▸ **What needs to be done**:
Print, please, exactly and only the lines between the line holding "Convert this screenshot to Tailwind CSS code." and the line holding "bg-linear-135 from-[#1a2a88] to-[#513581]", inclusive, omitting any pictures.

▸ **Entries**:
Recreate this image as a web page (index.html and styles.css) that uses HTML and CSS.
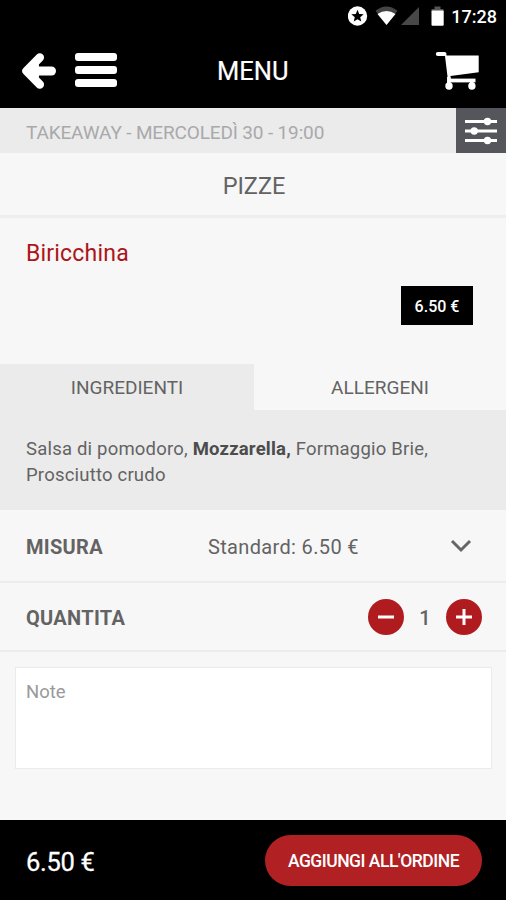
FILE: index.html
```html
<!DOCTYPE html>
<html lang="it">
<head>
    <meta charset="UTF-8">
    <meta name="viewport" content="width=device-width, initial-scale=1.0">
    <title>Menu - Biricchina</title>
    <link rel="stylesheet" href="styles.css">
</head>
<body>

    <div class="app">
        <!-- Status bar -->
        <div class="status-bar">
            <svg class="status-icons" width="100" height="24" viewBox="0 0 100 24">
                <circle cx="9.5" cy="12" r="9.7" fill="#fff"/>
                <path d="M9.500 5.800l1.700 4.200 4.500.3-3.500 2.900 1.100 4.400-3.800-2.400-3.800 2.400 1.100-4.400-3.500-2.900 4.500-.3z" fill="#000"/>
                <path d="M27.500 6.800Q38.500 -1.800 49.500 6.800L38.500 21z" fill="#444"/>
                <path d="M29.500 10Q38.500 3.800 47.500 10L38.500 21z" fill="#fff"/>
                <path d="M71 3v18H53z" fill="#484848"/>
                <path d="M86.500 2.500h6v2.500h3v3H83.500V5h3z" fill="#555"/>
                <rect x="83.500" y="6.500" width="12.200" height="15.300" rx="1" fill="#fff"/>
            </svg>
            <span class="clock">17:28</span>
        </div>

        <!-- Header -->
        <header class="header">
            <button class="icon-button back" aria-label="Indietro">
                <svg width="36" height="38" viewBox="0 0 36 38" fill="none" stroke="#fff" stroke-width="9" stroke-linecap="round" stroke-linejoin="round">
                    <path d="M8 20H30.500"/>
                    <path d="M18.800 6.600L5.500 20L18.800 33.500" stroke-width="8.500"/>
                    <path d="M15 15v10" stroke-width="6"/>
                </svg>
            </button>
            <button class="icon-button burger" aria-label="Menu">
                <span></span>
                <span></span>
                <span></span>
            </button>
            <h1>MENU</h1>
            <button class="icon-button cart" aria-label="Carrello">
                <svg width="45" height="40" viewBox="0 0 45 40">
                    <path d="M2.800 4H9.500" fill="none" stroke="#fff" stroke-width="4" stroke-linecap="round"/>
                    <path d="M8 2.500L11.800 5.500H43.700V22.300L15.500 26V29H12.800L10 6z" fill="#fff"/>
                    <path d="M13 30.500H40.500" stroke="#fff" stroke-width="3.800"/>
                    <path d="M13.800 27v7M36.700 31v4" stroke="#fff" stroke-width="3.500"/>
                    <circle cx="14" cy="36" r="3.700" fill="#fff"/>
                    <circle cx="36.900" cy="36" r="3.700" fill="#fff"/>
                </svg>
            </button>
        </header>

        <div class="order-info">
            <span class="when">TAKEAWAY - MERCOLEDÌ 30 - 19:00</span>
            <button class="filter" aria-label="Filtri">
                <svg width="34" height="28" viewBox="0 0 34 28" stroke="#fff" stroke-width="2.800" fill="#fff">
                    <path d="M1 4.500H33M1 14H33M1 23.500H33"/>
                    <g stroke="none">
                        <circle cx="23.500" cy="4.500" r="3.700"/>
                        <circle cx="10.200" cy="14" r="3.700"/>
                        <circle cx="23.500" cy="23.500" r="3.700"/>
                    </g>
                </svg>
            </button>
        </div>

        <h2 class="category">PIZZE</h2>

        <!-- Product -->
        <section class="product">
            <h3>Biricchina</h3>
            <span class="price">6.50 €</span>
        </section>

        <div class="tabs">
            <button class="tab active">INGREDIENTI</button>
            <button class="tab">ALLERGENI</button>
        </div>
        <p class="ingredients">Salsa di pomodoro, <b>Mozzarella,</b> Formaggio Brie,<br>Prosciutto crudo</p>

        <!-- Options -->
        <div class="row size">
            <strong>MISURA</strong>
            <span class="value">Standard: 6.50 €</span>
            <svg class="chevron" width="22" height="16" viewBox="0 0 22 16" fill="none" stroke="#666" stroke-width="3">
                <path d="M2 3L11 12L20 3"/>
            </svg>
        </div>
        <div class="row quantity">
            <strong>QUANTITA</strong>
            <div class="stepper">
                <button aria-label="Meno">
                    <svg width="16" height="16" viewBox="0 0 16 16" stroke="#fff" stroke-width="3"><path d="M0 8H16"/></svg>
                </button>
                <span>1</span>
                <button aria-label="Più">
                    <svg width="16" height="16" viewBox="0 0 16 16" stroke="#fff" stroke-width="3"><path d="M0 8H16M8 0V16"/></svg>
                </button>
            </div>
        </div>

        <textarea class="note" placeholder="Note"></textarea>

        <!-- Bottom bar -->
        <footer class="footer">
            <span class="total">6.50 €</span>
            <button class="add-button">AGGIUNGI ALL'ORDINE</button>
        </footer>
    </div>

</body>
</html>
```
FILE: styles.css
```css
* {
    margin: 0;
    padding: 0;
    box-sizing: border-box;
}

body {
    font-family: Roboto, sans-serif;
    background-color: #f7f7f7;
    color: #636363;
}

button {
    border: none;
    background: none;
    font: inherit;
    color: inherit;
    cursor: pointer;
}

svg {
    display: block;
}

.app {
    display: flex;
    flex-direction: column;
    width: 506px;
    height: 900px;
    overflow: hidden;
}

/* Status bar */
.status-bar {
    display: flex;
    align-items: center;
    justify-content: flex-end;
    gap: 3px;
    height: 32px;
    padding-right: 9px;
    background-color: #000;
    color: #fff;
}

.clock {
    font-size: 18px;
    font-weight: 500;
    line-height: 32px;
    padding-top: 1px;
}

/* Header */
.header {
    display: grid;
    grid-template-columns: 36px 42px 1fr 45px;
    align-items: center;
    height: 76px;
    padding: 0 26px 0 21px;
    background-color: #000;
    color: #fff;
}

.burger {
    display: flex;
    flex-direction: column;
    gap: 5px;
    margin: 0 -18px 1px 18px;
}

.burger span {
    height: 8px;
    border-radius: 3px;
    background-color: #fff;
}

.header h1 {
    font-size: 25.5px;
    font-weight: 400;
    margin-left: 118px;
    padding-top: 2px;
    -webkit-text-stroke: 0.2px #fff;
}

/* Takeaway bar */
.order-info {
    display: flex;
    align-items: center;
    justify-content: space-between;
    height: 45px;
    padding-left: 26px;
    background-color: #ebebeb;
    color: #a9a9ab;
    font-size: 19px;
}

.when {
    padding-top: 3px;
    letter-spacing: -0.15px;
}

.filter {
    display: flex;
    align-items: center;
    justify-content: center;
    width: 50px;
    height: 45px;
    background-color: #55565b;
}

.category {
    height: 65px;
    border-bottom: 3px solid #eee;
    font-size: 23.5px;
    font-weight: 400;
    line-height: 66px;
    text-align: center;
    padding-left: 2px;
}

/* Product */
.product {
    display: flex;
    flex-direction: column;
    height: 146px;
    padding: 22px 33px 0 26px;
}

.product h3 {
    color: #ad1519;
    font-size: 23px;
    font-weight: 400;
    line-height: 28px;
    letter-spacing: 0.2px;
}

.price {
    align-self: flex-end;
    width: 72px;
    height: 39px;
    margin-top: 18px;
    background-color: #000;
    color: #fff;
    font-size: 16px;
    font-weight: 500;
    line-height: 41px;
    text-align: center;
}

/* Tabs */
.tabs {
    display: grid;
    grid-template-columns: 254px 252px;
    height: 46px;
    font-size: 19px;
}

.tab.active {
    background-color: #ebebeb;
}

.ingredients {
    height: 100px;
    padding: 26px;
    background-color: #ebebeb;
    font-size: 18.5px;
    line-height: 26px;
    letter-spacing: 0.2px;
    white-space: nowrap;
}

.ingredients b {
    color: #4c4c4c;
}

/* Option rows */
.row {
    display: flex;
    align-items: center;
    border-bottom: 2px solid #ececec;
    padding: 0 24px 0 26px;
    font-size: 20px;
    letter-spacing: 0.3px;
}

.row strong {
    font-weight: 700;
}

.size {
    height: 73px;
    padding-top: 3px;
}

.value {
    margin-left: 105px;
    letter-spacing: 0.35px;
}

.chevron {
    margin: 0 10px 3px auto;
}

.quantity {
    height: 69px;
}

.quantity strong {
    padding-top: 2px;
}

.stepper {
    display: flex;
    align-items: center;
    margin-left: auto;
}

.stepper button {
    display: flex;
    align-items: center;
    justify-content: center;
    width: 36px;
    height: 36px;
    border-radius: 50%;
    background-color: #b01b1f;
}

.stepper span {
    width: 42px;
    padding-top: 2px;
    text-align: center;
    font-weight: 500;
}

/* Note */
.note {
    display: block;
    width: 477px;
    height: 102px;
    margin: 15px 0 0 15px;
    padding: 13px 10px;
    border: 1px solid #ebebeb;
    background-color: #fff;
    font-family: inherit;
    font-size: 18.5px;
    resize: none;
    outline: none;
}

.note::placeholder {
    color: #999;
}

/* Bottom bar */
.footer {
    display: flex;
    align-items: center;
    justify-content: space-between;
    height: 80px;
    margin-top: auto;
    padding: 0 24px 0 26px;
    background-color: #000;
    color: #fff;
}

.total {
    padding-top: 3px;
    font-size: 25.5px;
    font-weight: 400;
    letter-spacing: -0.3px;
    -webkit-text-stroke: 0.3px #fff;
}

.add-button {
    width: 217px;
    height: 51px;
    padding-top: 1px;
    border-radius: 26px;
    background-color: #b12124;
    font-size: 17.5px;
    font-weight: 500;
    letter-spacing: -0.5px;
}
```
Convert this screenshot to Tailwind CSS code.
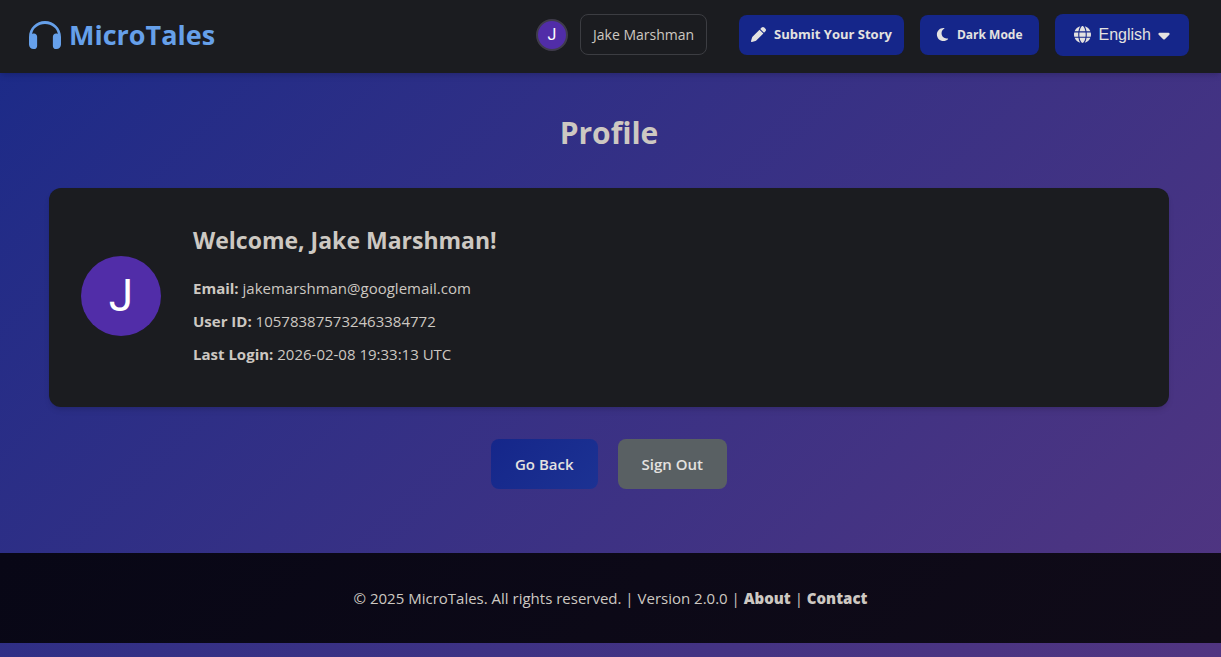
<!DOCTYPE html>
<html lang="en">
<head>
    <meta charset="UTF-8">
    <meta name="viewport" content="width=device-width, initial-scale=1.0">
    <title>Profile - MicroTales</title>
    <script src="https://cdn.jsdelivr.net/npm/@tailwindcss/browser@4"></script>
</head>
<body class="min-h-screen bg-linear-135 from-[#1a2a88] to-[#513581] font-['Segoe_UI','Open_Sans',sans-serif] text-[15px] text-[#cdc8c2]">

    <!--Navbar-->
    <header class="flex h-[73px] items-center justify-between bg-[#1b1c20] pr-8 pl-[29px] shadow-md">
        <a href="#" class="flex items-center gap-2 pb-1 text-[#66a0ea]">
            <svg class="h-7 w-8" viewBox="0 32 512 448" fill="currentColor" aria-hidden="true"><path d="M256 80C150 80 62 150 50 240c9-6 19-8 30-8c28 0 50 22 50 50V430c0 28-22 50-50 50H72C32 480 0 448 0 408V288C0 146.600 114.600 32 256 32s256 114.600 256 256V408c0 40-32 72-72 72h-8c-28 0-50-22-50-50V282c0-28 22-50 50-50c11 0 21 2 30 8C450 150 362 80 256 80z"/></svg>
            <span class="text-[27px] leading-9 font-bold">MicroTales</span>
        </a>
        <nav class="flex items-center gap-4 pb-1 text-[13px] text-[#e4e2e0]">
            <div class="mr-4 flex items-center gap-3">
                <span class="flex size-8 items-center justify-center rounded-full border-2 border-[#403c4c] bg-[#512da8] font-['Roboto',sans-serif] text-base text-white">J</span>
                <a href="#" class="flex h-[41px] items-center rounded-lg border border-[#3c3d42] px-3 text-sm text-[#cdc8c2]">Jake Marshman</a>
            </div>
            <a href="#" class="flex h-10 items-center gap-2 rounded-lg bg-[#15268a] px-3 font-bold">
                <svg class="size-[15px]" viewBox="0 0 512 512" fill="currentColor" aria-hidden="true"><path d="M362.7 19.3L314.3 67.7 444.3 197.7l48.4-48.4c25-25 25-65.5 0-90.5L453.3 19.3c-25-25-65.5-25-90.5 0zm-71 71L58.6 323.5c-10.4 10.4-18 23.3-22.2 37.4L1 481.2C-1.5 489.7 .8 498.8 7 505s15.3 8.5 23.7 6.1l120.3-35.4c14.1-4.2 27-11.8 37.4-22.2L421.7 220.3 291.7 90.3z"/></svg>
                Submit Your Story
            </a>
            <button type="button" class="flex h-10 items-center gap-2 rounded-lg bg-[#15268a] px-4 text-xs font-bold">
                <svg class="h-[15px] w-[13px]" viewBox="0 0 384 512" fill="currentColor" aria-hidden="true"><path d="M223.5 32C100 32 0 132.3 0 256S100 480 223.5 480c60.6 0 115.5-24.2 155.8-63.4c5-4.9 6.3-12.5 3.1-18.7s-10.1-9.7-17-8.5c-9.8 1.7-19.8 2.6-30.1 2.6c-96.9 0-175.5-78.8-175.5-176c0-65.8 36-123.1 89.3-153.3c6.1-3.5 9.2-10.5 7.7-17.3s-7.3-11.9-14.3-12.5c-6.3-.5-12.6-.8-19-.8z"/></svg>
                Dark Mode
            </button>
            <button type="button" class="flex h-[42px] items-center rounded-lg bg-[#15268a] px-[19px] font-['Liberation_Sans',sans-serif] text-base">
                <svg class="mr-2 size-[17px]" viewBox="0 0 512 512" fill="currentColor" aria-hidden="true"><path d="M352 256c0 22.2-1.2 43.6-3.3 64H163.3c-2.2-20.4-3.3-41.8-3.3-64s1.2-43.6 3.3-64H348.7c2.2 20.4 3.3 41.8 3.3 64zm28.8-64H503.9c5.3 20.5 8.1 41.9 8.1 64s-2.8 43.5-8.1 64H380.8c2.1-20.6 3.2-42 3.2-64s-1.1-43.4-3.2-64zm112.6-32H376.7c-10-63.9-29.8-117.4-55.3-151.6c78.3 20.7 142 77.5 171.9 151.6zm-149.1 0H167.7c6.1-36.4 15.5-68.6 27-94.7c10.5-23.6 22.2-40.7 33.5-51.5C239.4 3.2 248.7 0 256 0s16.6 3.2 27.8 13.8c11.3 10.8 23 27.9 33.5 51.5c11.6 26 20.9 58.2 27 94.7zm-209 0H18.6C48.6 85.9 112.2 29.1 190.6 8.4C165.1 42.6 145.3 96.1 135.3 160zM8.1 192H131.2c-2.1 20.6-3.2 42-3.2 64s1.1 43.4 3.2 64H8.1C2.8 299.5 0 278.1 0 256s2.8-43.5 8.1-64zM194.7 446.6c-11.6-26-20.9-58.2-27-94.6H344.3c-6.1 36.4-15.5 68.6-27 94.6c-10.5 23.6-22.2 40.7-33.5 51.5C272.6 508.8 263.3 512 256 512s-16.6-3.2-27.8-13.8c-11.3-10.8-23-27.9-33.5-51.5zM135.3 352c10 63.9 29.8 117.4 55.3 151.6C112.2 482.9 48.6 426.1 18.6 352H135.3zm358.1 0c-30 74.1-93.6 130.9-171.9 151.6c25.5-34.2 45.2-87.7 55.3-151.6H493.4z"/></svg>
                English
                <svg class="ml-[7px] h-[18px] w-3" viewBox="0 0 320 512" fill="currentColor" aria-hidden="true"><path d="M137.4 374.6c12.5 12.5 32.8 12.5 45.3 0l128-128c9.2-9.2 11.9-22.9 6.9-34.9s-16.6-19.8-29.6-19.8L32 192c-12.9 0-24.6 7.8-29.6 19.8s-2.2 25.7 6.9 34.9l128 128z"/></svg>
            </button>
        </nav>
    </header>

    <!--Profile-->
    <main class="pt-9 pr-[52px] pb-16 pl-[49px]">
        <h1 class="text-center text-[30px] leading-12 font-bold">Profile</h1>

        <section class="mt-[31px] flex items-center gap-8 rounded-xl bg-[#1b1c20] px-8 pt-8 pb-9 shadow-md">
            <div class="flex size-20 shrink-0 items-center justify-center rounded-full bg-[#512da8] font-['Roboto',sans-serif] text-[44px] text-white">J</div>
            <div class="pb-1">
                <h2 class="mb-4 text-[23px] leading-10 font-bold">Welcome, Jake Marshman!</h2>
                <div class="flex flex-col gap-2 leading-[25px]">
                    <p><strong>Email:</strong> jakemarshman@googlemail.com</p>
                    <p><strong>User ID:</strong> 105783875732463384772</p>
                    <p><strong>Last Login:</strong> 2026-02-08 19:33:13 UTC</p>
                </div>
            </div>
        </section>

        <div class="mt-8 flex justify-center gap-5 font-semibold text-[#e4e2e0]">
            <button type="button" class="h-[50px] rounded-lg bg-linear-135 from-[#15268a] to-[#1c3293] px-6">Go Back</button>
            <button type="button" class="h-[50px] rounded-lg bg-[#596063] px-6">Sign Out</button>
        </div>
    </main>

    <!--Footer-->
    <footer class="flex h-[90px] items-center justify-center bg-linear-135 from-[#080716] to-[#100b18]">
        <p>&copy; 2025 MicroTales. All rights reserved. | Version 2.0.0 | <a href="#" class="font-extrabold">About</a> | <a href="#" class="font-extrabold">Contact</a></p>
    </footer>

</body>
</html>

▸ **Exercise solution**:
Convert this screenshot to Tailwind CSS code.
<!DOCTYPE html>
<html lang="en">
<head>
    <meta charset="UTF-8">
    <meta name="viewport" content="width=device-width, initial-scale=1.0">
    <title>Profile - MicroTales</title>
    <script src="https://cdn.jsdelivr.net/npm/@tailwindcss/browser@4"></script>
</head>
<body class="min-h-screen bg-linear-135 from-[#1a2a88] to-[#513581] font-['Segoe_UI','Open_Sans',sans-serif] text-[15px] text-[#cdc8c2]">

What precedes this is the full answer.